Extract only the first line of the listing and every line after it up to and including the one with "cows go moo.'];". Omit the pictures.

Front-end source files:

******************************

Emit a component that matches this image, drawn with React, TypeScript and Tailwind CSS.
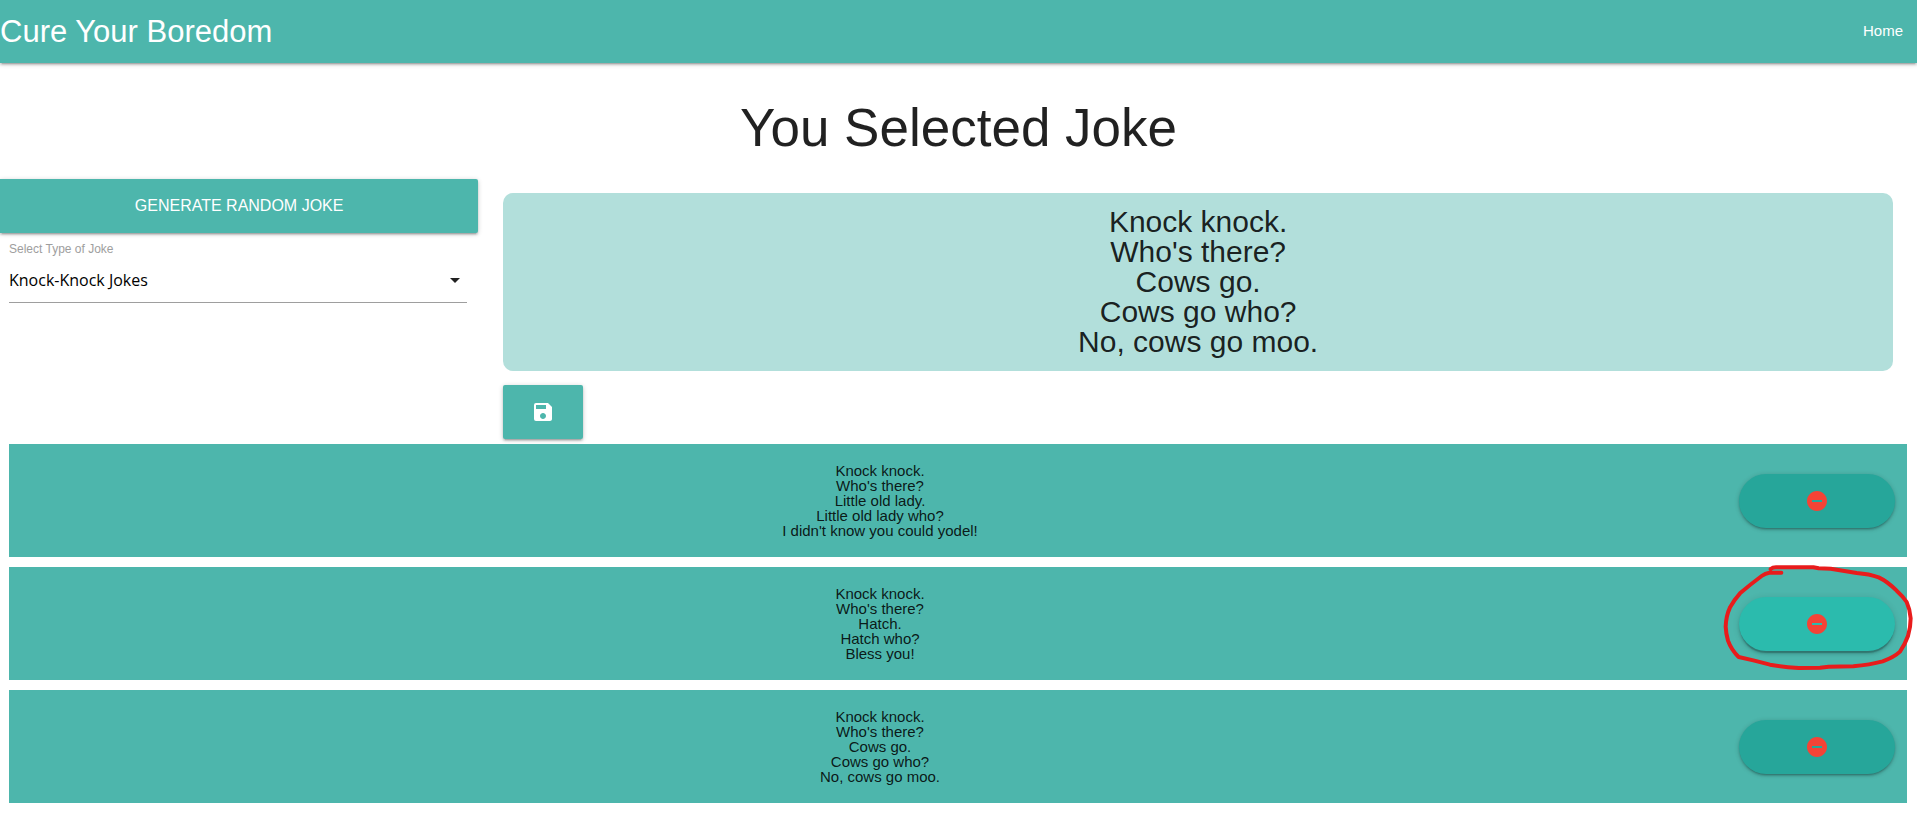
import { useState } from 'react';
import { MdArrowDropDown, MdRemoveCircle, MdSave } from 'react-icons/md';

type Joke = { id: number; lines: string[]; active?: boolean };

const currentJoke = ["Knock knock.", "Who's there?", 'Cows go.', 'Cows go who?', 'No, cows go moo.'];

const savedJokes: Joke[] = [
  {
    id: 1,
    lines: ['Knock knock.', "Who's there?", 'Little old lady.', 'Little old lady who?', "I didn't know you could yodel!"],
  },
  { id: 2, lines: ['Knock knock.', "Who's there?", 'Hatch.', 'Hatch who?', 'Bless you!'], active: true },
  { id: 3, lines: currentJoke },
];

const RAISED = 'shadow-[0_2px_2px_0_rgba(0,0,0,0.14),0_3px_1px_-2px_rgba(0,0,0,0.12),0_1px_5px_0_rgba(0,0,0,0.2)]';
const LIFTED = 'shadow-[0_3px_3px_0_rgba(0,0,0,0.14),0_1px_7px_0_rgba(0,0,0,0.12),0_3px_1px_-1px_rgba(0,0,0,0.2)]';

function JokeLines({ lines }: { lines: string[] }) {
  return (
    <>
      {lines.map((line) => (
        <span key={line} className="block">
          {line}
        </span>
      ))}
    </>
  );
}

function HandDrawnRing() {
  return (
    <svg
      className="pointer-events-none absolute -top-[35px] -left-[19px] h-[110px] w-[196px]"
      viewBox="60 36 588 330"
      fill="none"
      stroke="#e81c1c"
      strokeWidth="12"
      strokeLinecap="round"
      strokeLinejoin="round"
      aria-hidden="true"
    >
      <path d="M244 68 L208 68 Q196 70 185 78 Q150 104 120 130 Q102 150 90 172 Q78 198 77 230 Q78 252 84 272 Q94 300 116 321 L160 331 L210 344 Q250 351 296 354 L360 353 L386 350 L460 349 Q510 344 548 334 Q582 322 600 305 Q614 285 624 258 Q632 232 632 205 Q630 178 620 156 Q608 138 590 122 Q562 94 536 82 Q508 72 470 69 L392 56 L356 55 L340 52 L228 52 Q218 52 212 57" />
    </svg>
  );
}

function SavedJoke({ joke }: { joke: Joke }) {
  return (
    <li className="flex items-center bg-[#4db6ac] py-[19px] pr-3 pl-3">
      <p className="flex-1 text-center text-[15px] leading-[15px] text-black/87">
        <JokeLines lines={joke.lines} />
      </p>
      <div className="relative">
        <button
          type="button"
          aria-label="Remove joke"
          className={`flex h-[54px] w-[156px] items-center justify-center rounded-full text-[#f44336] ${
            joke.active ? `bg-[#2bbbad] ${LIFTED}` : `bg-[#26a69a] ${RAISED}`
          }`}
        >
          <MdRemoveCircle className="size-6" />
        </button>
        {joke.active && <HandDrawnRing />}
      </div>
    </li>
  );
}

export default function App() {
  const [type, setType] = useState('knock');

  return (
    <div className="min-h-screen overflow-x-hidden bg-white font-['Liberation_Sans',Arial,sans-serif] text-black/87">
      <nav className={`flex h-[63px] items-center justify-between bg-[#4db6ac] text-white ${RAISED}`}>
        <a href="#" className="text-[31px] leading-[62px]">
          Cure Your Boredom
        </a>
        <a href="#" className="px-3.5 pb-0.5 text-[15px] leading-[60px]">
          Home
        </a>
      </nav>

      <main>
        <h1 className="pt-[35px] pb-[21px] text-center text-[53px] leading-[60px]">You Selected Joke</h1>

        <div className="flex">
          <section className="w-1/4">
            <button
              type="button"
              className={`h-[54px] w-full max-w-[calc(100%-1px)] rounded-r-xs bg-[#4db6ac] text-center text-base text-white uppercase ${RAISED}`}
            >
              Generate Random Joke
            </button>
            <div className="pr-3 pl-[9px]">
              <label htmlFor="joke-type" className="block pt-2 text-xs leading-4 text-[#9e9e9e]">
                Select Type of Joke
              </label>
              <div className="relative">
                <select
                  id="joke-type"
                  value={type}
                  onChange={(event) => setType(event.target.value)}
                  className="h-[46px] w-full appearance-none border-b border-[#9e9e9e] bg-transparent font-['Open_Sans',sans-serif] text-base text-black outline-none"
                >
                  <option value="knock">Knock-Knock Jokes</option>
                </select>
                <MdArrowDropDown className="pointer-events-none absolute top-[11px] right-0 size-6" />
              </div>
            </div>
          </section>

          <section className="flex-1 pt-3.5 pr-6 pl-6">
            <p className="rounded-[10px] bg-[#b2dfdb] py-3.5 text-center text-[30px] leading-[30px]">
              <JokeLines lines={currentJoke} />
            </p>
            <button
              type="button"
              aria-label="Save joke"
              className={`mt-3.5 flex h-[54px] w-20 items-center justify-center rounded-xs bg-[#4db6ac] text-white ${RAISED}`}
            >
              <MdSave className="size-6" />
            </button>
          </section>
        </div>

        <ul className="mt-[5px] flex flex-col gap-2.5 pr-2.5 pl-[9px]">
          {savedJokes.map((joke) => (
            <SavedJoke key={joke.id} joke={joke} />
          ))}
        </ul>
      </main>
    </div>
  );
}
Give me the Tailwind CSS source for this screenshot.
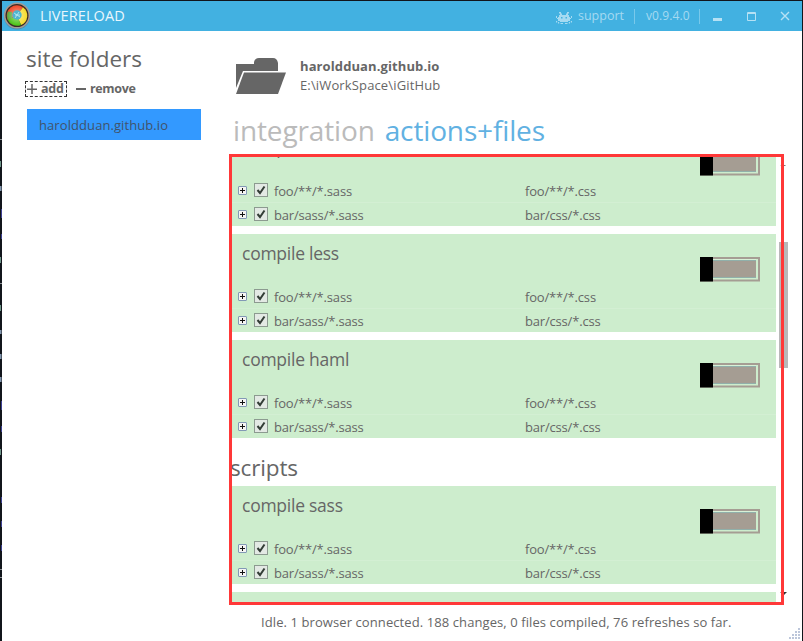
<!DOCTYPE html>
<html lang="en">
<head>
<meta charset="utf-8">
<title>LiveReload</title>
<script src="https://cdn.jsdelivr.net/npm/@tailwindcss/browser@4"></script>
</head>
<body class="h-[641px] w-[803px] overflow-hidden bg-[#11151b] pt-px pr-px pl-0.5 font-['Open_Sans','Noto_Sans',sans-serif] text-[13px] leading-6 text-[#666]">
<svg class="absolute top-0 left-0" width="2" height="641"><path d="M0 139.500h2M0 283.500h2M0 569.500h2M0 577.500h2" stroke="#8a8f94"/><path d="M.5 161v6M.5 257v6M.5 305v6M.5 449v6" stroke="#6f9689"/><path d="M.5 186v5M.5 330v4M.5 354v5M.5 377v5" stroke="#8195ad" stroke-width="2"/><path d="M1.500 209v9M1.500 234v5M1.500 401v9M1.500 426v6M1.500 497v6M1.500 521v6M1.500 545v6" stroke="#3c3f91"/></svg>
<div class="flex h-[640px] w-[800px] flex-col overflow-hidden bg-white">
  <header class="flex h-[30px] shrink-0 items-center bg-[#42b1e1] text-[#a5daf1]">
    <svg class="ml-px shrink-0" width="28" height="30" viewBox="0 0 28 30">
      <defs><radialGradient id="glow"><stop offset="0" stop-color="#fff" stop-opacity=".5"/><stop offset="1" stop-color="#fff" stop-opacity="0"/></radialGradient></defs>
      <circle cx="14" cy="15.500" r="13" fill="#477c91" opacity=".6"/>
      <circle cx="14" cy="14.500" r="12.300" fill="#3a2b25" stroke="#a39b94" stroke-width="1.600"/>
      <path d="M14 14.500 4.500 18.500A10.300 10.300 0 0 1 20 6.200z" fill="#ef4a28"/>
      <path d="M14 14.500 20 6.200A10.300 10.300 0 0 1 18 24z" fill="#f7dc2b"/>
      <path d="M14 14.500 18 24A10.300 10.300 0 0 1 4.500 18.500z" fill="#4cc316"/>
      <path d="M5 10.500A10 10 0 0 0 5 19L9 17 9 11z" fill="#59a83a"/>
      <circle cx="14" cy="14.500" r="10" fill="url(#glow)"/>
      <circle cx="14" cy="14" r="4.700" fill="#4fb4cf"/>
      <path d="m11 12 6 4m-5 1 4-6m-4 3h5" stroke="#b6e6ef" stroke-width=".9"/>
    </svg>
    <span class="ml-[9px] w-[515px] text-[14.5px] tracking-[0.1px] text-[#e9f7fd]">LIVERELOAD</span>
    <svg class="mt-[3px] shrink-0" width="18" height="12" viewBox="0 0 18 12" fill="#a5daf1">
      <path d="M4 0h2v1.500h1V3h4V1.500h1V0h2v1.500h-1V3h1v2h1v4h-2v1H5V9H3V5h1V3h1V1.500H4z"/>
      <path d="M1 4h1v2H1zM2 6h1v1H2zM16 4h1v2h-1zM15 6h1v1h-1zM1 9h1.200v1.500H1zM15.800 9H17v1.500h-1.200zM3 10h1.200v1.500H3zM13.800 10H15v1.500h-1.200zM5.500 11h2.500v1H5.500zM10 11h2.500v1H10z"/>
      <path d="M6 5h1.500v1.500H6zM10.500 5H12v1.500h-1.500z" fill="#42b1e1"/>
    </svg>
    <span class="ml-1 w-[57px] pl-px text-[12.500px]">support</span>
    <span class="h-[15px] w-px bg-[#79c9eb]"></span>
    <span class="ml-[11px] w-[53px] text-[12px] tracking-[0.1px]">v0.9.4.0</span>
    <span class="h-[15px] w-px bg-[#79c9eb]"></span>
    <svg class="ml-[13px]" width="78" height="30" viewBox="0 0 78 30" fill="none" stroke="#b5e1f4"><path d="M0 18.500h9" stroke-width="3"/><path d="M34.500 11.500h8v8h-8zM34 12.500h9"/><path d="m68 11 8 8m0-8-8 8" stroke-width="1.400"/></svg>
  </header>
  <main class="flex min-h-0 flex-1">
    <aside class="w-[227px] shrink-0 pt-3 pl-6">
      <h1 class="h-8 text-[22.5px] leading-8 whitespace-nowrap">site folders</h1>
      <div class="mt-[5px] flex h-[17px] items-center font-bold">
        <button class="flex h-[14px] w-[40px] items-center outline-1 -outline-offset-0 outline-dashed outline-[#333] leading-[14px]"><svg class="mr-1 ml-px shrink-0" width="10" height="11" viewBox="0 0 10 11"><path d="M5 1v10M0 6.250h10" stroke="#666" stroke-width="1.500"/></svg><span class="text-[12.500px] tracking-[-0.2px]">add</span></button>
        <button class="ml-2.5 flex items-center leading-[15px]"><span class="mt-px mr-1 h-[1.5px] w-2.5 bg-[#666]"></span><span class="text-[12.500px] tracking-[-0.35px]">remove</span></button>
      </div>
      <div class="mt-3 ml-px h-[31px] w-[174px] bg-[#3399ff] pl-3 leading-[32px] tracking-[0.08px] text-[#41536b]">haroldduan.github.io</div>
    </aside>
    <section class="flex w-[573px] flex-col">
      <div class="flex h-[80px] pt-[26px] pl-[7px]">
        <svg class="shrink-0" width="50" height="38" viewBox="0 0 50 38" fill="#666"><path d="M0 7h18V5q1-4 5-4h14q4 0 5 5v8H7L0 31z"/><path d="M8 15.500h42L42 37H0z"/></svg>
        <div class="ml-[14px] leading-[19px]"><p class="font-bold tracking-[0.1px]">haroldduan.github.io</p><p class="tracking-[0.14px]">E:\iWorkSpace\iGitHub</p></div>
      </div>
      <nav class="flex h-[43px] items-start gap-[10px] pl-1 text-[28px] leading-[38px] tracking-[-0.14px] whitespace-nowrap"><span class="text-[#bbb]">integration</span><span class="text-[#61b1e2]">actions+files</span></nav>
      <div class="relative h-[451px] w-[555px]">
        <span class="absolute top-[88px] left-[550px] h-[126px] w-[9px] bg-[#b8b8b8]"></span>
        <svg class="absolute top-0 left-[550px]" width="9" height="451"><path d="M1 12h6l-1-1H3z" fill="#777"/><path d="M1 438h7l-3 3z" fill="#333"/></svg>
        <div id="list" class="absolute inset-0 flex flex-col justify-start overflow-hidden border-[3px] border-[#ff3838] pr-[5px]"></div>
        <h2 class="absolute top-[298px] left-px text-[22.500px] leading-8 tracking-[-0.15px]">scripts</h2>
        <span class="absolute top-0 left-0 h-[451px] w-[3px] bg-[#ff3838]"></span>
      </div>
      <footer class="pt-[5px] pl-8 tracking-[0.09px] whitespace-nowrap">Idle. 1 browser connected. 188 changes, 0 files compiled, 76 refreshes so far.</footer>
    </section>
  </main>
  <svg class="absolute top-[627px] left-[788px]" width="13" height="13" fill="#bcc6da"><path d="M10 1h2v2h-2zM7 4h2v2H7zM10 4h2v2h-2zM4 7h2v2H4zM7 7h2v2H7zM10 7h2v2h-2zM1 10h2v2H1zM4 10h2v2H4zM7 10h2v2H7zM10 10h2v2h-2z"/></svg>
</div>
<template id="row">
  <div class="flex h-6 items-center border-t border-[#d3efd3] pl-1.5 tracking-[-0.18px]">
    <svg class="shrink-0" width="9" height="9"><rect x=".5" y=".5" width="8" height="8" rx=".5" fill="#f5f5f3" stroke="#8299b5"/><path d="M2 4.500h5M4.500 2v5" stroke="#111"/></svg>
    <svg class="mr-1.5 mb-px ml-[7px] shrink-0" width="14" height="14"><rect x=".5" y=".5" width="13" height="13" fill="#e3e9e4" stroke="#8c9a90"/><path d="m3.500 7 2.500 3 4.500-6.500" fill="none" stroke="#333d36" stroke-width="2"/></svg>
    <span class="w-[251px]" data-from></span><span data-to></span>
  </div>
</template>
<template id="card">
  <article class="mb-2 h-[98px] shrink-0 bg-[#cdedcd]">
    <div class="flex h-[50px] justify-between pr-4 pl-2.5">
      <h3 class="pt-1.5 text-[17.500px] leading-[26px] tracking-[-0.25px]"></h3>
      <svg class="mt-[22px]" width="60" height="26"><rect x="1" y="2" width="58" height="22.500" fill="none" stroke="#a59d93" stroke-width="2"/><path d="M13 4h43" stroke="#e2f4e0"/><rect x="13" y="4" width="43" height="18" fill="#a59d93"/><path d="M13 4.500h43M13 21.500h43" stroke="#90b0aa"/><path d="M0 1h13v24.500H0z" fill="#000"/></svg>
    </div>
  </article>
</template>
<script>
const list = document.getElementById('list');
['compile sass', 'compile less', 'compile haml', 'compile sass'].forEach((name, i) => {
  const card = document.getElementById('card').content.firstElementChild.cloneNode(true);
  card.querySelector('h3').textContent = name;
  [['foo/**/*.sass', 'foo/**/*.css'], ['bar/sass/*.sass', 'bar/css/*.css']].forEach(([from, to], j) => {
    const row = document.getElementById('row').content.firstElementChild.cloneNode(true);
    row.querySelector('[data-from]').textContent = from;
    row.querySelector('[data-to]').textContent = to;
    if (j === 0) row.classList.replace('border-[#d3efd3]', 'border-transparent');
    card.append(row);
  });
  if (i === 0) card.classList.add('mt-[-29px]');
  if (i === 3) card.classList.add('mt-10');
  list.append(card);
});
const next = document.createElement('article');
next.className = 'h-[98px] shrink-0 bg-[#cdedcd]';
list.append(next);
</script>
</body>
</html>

******************************

> [Exercise response]:
Emit a component that matches this image, drawn with React, TypeScript and Tailwind CSS.
import { useState } from 'react';
import { MdArrowDropDown, MdRemoveCircle, MdSave } from 'react-icons/md';

type Joke = { id: number; lines: string[]; active?: boolean };

const currentJoke = ["Knock knock.", "Who's there?", 'Cows go.', 'Cows go who?', 'No, cows go moo.'];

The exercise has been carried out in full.